---- Stored data

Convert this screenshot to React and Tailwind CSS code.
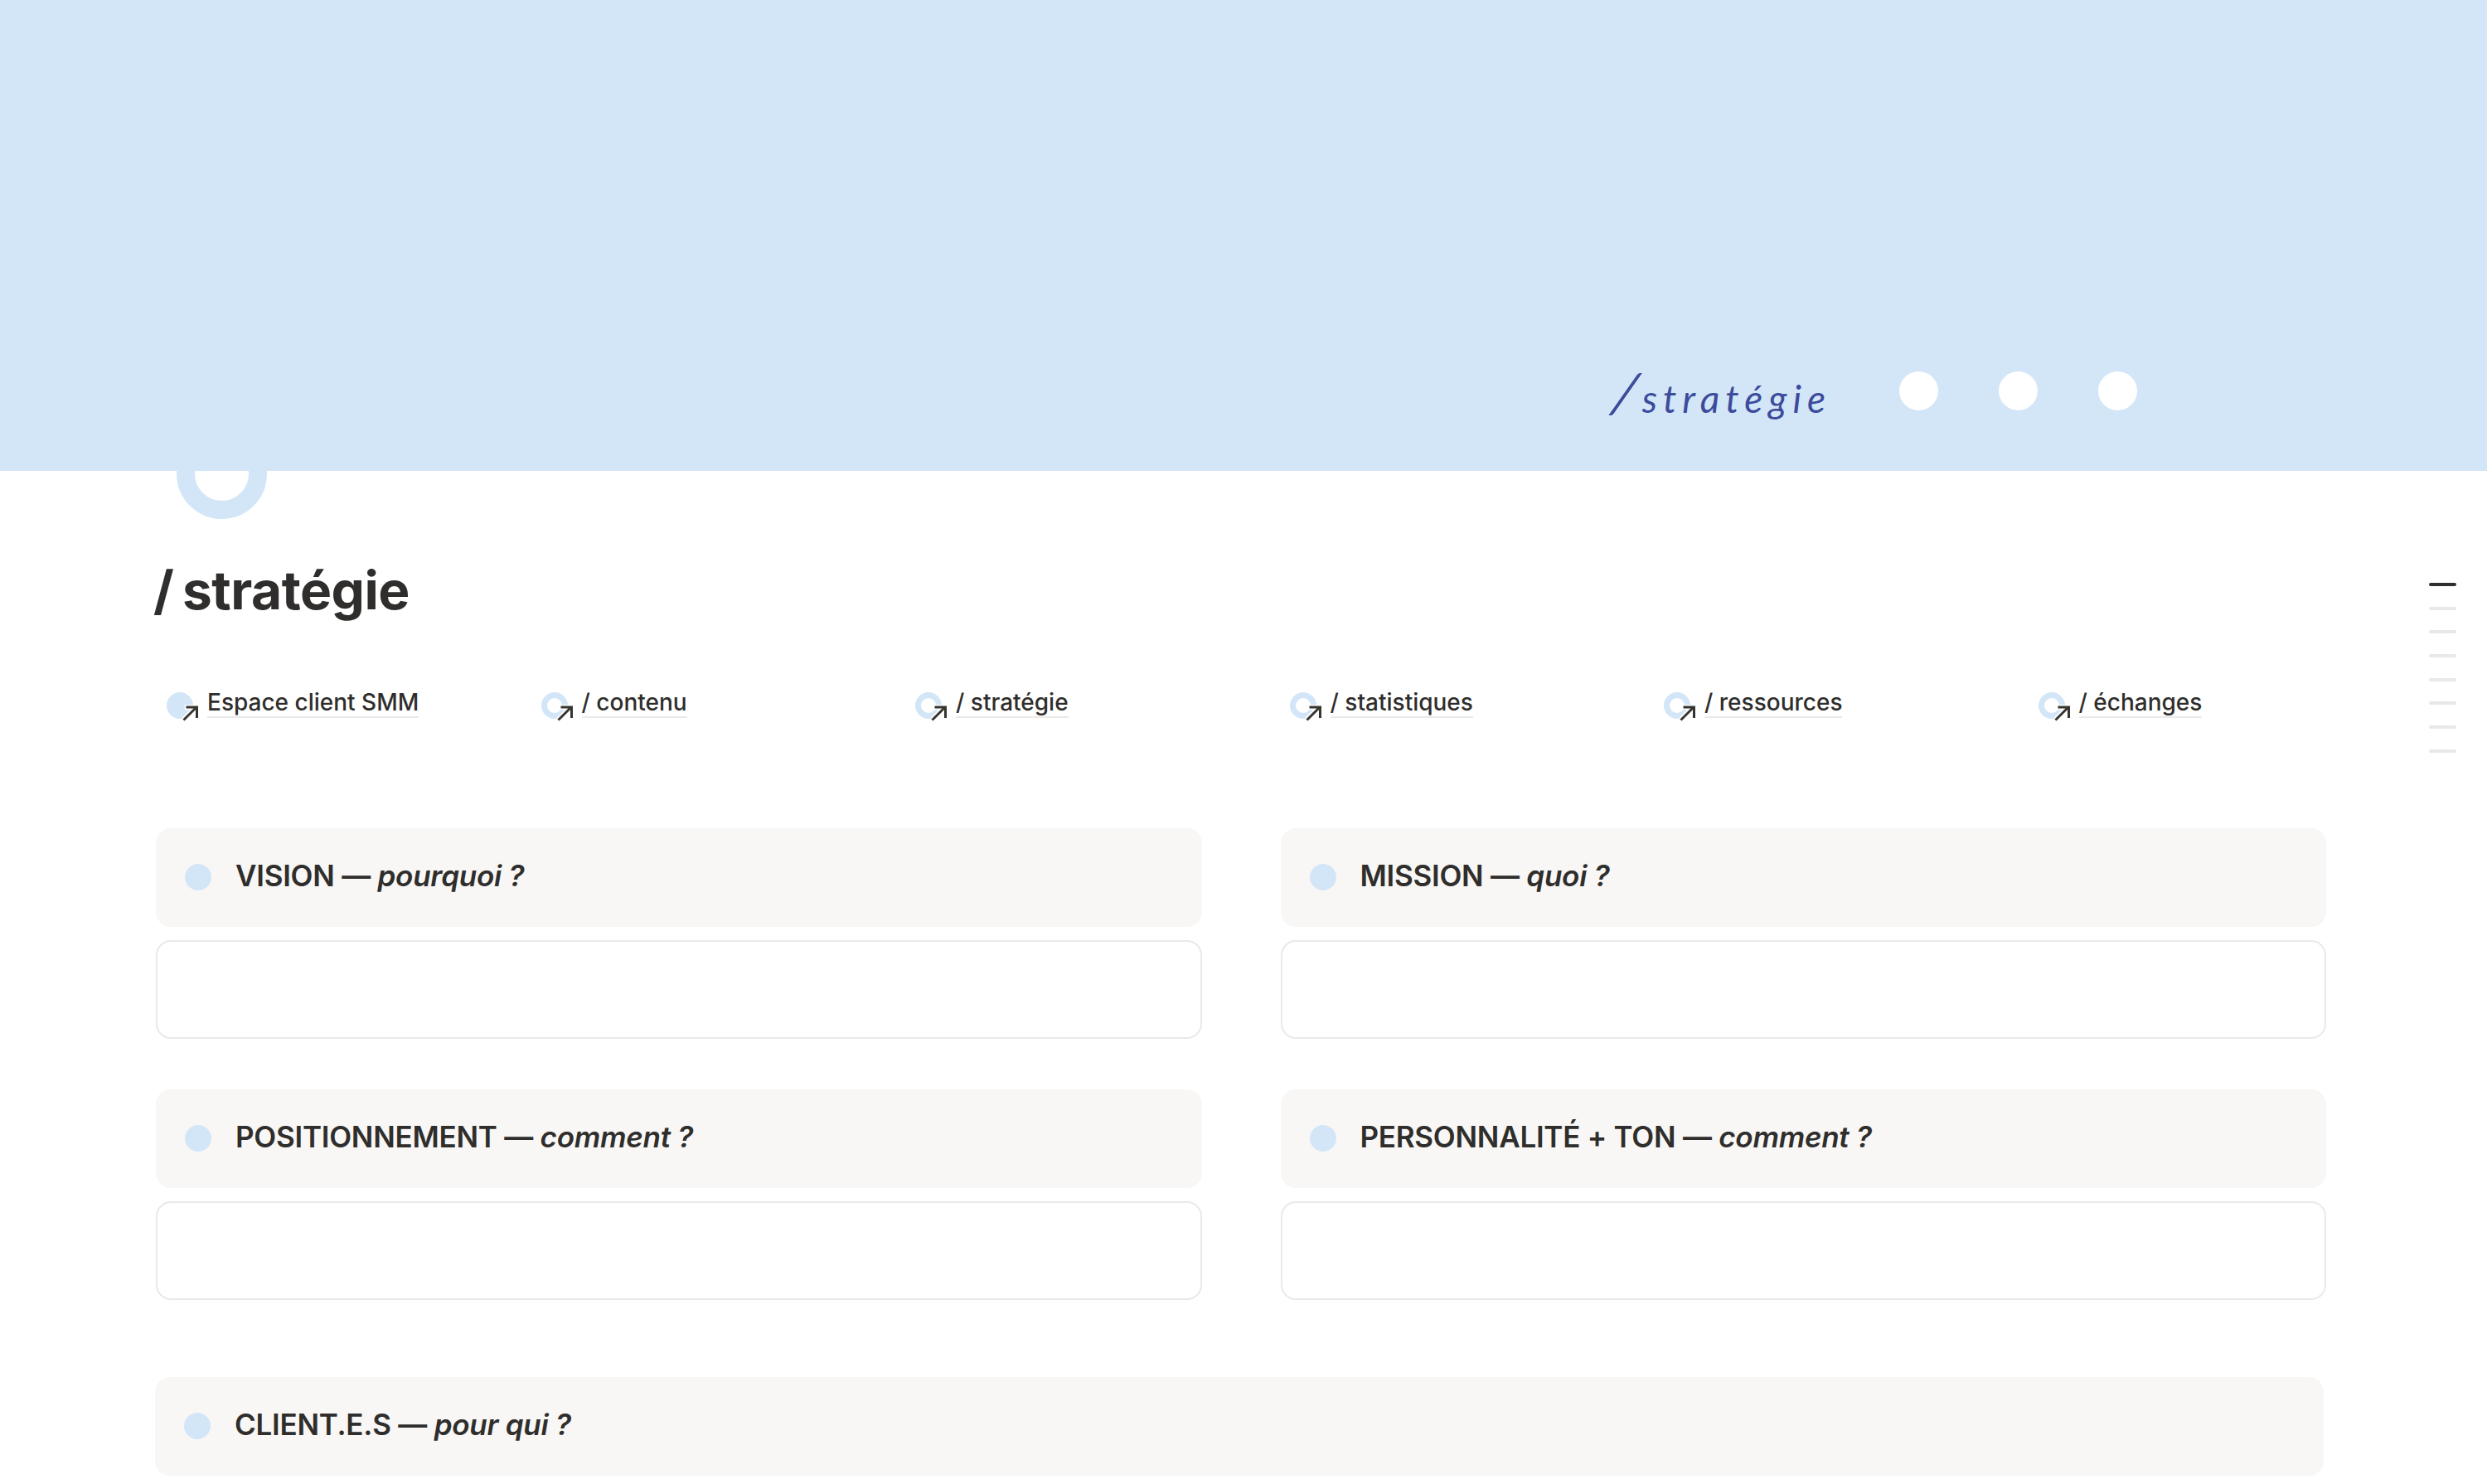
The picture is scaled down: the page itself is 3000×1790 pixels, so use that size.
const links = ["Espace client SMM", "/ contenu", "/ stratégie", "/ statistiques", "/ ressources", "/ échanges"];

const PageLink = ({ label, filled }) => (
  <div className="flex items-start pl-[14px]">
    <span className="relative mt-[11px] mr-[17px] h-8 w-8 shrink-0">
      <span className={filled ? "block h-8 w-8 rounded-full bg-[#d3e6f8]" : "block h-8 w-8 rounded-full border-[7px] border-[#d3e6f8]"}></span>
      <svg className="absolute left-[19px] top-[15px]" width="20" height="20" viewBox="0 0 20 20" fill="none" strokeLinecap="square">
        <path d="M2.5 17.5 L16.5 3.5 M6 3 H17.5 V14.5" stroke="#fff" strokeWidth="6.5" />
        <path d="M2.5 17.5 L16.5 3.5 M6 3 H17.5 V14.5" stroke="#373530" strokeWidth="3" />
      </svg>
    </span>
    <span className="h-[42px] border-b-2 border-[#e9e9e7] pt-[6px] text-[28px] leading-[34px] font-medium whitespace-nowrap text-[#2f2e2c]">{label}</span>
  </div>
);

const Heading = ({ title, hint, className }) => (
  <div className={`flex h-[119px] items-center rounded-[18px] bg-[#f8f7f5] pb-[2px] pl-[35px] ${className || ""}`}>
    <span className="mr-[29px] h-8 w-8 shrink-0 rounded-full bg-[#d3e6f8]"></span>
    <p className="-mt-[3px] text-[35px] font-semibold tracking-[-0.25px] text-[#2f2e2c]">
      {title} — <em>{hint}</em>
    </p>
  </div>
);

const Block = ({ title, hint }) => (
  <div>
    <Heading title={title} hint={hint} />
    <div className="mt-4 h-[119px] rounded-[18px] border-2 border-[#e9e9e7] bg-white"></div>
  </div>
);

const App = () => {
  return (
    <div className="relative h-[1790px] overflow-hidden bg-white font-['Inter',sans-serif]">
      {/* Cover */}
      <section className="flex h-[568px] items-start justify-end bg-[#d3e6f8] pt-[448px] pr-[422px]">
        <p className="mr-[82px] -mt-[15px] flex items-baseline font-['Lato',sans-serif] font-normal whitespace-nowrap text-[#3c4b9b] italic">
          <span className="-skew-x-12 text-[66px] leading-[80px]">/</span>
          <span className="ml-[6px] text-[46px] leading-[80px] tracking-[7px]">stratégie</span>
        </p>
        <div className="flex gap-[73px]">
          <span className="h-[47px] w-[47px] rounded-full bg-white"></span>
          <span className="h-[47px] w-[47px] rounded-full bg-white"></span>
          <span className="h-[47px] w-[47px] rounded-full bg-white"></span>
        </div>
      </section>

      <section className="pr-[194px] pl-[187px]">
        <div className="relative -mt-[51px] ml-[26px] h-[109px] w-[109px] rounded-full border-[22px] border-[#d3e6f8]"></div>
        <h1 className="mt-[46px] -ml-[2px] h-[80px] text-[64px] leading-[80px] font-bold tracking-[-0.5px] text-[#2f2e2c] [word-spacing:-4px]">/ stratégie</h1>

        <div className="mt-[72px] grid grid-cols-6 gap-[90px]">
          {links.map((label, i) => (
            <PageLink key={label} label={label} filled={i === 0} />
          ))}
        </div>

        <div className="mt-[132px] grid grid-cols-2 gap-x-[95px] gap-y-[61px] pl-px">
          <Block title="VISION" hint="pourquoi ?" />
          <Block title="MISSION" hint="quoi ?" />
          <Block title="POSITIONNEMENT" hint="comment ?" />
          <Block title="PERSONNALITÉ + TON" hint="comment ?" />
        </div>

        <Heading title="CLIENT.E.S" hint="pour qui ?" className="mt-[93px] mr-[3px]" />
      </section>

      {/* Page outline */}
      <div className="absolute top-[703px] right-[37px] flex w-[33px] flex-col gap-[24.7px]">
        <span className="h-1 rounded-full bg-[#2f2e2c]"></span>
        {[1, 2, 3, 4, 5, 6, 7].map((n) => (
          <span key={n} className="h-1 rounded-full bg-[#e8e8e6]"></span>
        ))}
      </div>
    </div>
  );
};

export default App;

--------

What the exercise asks:
Pictures excluded, quote all the data above exactly.

Task output:
Convert this screenshot to React and Tailwind CSS code.
The picture is scaled down: the page itself is 3000×1790 pixels, so use that size.
const links = ["Espace client SMM", "/ contenu", "/ stratégie", "/ statistiques", "/ ressources", "/ échanges"];

const PageLink = ({ label, filled }) => (
  <div className="flex items-start pl-[14px]">
    <span className="relative mt-[11px] mr-[17px] h-8 w-8 shrink-0">
      <span className={filled ? "block h-8 w-8 rounded-full bg-[#d3e6f8]" : "block h-8 w-8 rounded-full border-[7px] border-[#d3e6f8]"}></span>
      <svg className="absolute left-[19px] top-[15px]" width="20" height="20" viewBox="0 0 20 20" fill="none" strokeLinecap="square">
        <path d="M2.5 17.5 L16.5 3.5 M6 3 H17.5 V14.5" stroke="#fff" strokeWidth="6.5" />
        <path d="M2.5 17.5 L16.5 3.5 M6 3 H17.5 V14.5" stroke="#373530" strokeWidth="3" />
      </svg>
    </span>
    <span className="h-[42px] border-b-2 border-[#e9e9e7] pt-[6px] text-[28px] leading-[34px] font-medium whitespace-nowrap text-[#2f2e2c]">{label}</span>
  </div>
);

const Heading = ({ title, hint, className }) => (
  <div className={`flex h-[119px] items-center rounded-[18px] bg-[#f8f7f5] pb-[2px] pl-[35px] ${className || ""}`}>
    <span className="mr-[29px] h-8 w-8 shrink-0 rounded-full bg-[#d3e6f8]"></span>
    <p className="-mt-[3px] text-[35px] font-semibold tracking-[-0.25px] text-[#2f2e2c]">
      {title} — <em>{hint}</em>
    </p>
  </div>
);

const Block = ({ title, hint }) => (
  <div>
    <Heading title={title} hint={hint} />
    <div className="mt-4 h-[119px] rounded-[18px] border-2 border-[#e9e9e7] bg-white"></div>
  </div>
);

const App = () => {
  return (
    <div className="relative h-[1790px] overflow-hidden bg-white font-['Inter',sans-serif]">
      {/* Cover */}
      <section className="flex h-[568px] items-start justify-end bg-[#d3e6f8] pt-[448px] pr-[422px]">
        <p className="mr-[82px] -mt-[15px] flex items-baseline font-['Lato',sans-serif] font-normal whitespace-nowrap text-[#3c4b9b] italic">
          <span className="-skew-x-12 text-[66px] leading-[80px]">/</span>
          <span className="ml-[6px] text-[46px] leading-[80px] tracking-[7px]">stratégie</span>
        </p>
        <div className="flex gap-[73px]">
          <span className="h-[47px] w-[47px] rounded-full bg-white"></span>
          <span className="h-[47px] w-[47px] rounded-full bg-white"></span>
          <span className="h-[47px] w-[47px] rounded-full bg-white"></span>
        </div>
      </section>

      <section className="pr-[194px] pl-[187px]">
        <div className="relative -mt-[51px] ml-[26px] h-[109px] w-[109px] rounded-full border-[22px] border-[#d3e6f8]"></div>
        <h1 className="mt-[46px] -ml-[2px] h-[80px] text-[64px] leading-[80px] font-bold tracking-[-0.5px] text-[#2f2e2c] [word-spacing:-4px]">/ stratégie</h1>

        <div className="mt-[72px] grid grid-cols-6 gap-[90px]">
          {links.map((label, i) => (
            <PageLink key={label} label={label} filled={i === 0} />
          ))}
        </div>

        <div className="mt-[132px] grid grid-cols-2 gap-x-[95px] gap-y-[61px] pl-px">
          <Block title="VISION" hint="pourquoi ?" />
          <Block title="MISSION" hint="quoi ?" />
          <Block title="POSITIONNEMENT" hint="comment ?" />
          <Block title="PERSONNALITÉ + TON" hint="comment ?" />
        </div>

        <Heading title="CLIENT.E.S" hint="pour qui ?" className="mt-[93px] mr-[3px]" />
      </section>

      {/* Page outline */}
      <div className="absolute top-[703px] right-[37px] flex w-[33px] flex-col gap-[24.7px]">
        <span className="h-1 rounded-full bg-[#2f2e2c]"></span>
        {[1, 2, 3, 4, 5, 6, 7].map((n) => (
          <span key={n} className="h-1 rounded-full bg-[#e8e8e6]"></span>
        ))}
      </div>
    </div>
  );
};

export default App;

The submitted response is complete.